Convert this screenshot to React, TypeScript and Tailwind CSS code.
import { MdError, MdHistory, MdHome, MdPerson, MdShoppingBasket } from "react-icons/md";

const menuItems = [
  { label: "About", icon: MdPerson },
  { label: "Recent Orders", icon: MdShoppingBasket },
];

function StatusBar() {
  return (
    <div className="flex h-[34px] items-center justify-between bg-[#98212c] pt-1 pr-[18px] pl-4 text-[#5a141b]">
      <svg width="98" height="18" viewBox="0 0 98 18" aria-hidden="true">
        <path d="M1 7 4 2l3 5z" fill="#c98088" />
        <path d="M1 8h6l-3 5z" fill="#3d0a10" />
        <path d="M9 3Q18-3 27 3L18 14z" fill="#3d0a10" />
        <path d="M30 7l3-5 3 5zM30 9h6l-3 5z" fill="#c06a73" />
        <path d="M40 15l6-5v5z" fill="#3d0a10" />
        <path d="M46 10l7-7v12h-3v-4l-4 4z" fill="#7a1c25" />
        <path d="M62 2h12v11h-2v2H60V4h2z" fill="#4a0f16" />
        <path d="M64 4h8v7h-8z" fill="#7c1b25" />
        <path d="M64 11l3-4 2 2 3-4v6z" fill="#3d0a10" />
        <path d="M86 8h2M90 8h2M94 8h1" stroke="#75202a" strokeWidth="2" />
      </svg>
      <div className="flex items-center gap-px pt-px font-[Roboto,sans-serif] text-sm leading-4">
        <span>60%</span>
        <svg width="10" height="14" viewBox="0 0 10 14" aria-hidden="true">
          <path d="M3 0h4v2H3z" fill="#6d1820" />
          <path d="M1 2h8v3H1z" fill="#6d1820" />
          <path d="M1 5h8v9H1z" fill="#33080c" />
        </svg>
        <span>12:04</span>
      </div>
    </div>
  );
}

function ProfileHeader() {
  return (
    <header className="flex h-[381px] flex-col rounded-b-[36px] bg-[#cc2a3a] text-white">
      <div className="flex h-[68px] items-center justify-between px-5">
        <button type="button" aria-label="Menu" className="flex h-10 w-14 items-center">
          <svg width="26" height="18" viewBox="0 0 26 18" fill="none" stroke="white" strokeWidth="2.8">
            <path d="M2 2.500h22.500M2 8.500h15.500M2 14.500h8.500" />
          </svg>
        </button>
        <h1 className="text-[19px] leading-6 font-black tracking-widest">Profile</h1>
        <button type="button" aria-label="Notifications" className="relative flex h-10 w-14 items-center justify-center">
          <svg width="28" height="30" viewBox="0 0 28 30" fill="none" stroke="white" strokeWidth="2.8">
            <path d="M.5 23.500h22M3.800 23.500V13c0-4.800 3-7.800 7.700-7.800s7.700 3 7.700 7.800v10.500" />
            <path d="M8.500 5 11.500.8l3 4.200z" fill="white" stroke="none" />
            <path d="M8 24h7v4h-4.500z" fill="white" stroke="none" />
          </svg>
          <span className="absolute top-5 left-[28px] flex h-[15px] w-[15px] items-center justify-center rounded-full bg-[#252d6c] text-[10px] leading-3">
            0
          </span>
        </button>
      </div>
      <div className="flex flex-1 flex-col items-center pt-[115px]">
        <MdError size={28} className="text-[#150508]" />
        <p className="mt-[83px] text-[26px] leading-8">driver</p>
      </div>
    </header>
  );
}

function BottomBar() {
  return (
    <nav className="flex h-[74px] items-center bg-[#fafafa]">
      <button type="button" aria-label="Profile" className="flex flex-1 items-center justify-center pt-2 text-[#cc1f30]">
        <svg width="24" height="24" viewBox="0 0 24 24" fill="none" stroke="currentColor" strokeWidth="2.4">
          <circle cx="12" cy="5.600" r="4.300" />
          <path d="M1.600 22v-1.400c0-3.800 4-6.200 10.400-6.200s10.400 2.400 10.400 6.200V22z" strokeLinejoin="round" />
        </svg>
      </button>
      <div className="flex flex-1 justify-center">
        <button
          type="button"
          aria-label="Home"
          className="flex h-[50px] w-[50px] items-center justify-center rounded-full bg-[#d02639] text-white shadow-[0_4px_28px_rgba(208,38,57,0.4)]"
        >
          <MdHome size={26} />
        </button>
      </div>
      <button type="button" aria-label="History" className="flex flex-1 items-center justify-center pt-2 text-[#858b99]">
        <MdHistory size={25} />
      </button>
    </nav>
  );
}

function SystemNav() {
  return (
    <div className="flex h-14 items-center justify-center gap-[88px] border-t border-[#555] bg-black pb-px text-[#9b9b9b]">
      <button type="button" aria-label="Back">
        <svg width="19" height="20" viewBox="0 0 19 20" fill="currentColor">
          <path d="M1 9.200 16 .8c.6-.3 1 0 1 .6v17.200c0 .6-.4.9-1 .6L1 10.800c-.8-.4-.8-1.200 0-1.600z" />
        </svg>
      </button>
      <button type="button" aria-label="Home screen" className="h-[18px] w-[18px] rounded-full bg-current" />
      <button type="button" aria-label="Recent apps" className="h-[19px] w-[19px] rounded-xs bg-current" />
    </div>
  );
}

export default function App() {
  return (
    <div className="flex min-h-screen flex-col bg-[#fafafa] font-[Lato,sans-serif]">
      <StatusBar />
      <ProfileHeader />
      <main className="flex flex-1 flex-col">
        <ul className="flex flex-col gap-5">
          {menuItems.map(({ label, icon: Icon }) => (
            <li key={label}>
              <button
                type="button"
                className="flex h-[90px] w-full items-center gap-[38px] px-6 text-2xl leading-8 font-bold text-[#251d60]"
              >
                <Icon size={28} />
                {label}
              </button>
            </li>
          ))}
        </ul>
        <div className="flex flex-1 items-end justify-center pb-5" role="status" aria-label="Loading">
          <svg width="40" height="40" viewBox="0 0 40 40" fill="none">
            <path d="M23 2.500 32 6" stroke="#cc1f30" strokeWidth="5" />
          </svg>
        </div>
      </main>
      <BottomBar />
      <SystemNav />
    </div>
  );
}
★ ★ ★ ★ ★ ★ ★
■ Exercise objective: Output the data above exactly, please, line for line.

■ The result:
Convert this screenshot to React, TypeScript and Tailwind CSS code.
import { MdError, MdHistory, MdHome, MdPerson, MdShoppingBasket } from "react-icons/md";

const menuItems = [
  { label: "About", icon: MdPerson },
  { label: "Recent Orders", icon: MdShoppingBasket },
];

function StatusBar() {
  return (
    <div className="flex h-[34px] items-center justify-between bg-[#98212c] pt-1 pr-[18px] pl-4 text-[#5a141b]">
      <svg width="98" height="18" viewBox="0 0 98 18" aria-hidden="true">
        <path d="M1 7 4 2l3 5z" fill="#c98088" />
        <path d="M1 8h6l-3 5z" fill="#3d0a10" />
        <path d="M9 3Q18-3 27 3L18 14z" fill="#3d0a10" />
        <path d="M30 7l3-5 3 5zM30 9h6l-3 5z" fill="#c06a73" />
        <path d="M40 15l6-5v5z" fill="#3d0a10" />
        <path d="M46 10l7-7v12h-3v-4l-4 4z" fill="#7a1c25" />
        <path d="M62 2h12v11h-2v2H60V4h2z" fill="#4a0f16" />
        <path d="M64 4h8v7h-8z" fill="#7c1b25" />
        <path d="M64 11l3-4 2 2 3-4v6z" fill="#3d0a10" />
        <path d="M86 8h2M90 8h2M94 8h1" stroke="#75202a" strokeWidth="2" />
      </svg>
      <div className="flex items-center gap-px pt-px font-[Roboto,sans-serif] text-sm leading-4">
        <span>60%</span>
        <svg width="10" height="14" viewBox="0 0 10 14" aria-hidden="true">
          <path d="M3 0h4v2H3z" fill="#6d1820" />
          <path d="M1 2h8v3H1z" fill="#6d1820" />
          <path d="M1 5h8v9H1z" fill="#33080c" />
        </svg>
        <span>12:04</span>
      </div>
    </div>
  );
}

function ProfileHeader() {
  return (
    <header className="flex h-[381px] flex-col rounded-b-[36px] bg-[#cc2a3a] text-white">
      <div className="flex h-[68px] items-center justify-between px-5">
        <button type="button" aria-label="Menu" className="flex h-10 w-14 items-center">
          <svg width="26" height="18" viewBox="0 0 26 18" fill="none" stroke="white" strokeWidth="2.8">
            <path d="M2 2.500h22.500M2 8.500h15.500M2 14.500h8.500" />
          </svg>
        </button>
        <h1 className="text-[19px] leading-6 font-black tracking-widest">Profile</h1>
        <button type="button" aria-label="Notifications" className="relative flex h-10 w-14 items-center justify-center">
          <svg width="28" height="30" viewBox="0 0 28 30" fill="none" stroke="white" strokeWidth="2.8">
            <path d="M.5 23.500h22M3.800 23.500V13c0-4.800 3-7.800 7.700-7.800s7.700 3 7.700 7.800v10.500" />
            <path d="M8.500 5 11.500.8l3 4.200z" fill="white" stroke="none" />
            <path d="M8 24h7v4h-4.500z" fill="white" stroke="none" />
          </svg>
          <span className="absolute top-5 left-[28px] flex h-[15px] w-[15px] items-center justify-center rounded-full bg-[#252d6c] text-[10px] leading-3">
            0
          </span>
        </button>
      </div>
      <div className="flex flex-1 flex-col items-center pt-[115px]">
        <MdError size={28} className="text-[#150508]" />
        <p className="mt-[83px] text-[26px] leading-8">driver</p>
      </div>
    </header>
  );
}

function BottomBar() {
  return (
    <nav className="flex h-[74px] items-center bg-[#fafafa]">
      <button type="button" aria-label="Profile" className="flex flex-1 items-center justify-center pt-2 text-[#cc1f30]">
        <svg width="24" height="24" viewBox="0 0 24 24" fill="none" stroke="currentColor" strokeWidth="2.4">
          <circle cx="12" cy="5.600" r="4.300" />
          <path d="M1.600 22v-1.400c0-3.800 4-6.200 10.400-6.200s10.400 2.400 10.400 6.200V22z" strokeLinejoin="round" />
        </svg>
      </button>
      <div className="flex flex-1 justify-center">
        <button
          type="button"
          aria-label="Home"
          className="flex h-[50px] w-[50px] items-center justify-center rounded-full bg-[#d02639] text-white shadow-[0_4px_28px_rgba(208,38,57,0.4)]"
        >
          <MdHome size={26} />
        </button>
      </div>
      <button type="button" aria-label="History" className="flex flex-1 items-center justify-center pt-2 text-[#858b99]">
        <MdHistory size={25} />
      </button>
    </nav>
  );
}

function SystemNav() {
  return (
    <div className="flex h-14 items-center justify-center gap-[88px] border-t border-[#555] bg-black pb-px text-[#9b9b9b]">
      <button type="button" aria-label="Back">
        <svg width="19" height="20" viewBox="0 0 19 20" fill="currentColor">
          <path d="M1 9.200 16 .8c.6-.3 1 0 1 .6v17.200c0 .6-.4.9-1 .6L1 10.800c-.8-.4-.8-1.200 0-1.600z" />
        </svg>
      </button>
      <button type="button" aria-label="Home screen" className="h-[18px] w-[18px] rounded-full bg-current" />
      <button type="button" aria-label="Recent apps" className="h-[19px] w-[19px] rounded-xs bg-current" />
    </div>
  );
}

export default function App() {
  return (
    <div className="flex min-h-screen flex-col bg-[#fafafa] font-[Lato,sans-serif]">
      <StatusBar />
      <ProfileHeader />
      <main className="flex flex-1 flex-col">
        <ul className="flex flex-col gap-5">
          {menuItems.map(({ label, icon: Icon }) => (
            <li key={label}>
              <button
                type="button"
                className="flex h-[90px] w-full items-center gap-[38px] px-6 text-2xl leading-8 font-bold text-[#251d60]"
              >
                <Icon size={28} />
                {label}
              </button>
            </li>
          ))}
        </ul>
        <div className="flex flex-1 items-end justify-center pb-5" role="status" aria-label="Loading">
          <svg width="40" height="40" viewBox="0 0 40 40" fill="none">
            <path d="M23 2.500 32 6" stroke="#cc1f30" strokeWidth="5" />
          </svg>
        </div>
      </main>
      <BottomBar />
      <SystemNav />
    </div>
  );
}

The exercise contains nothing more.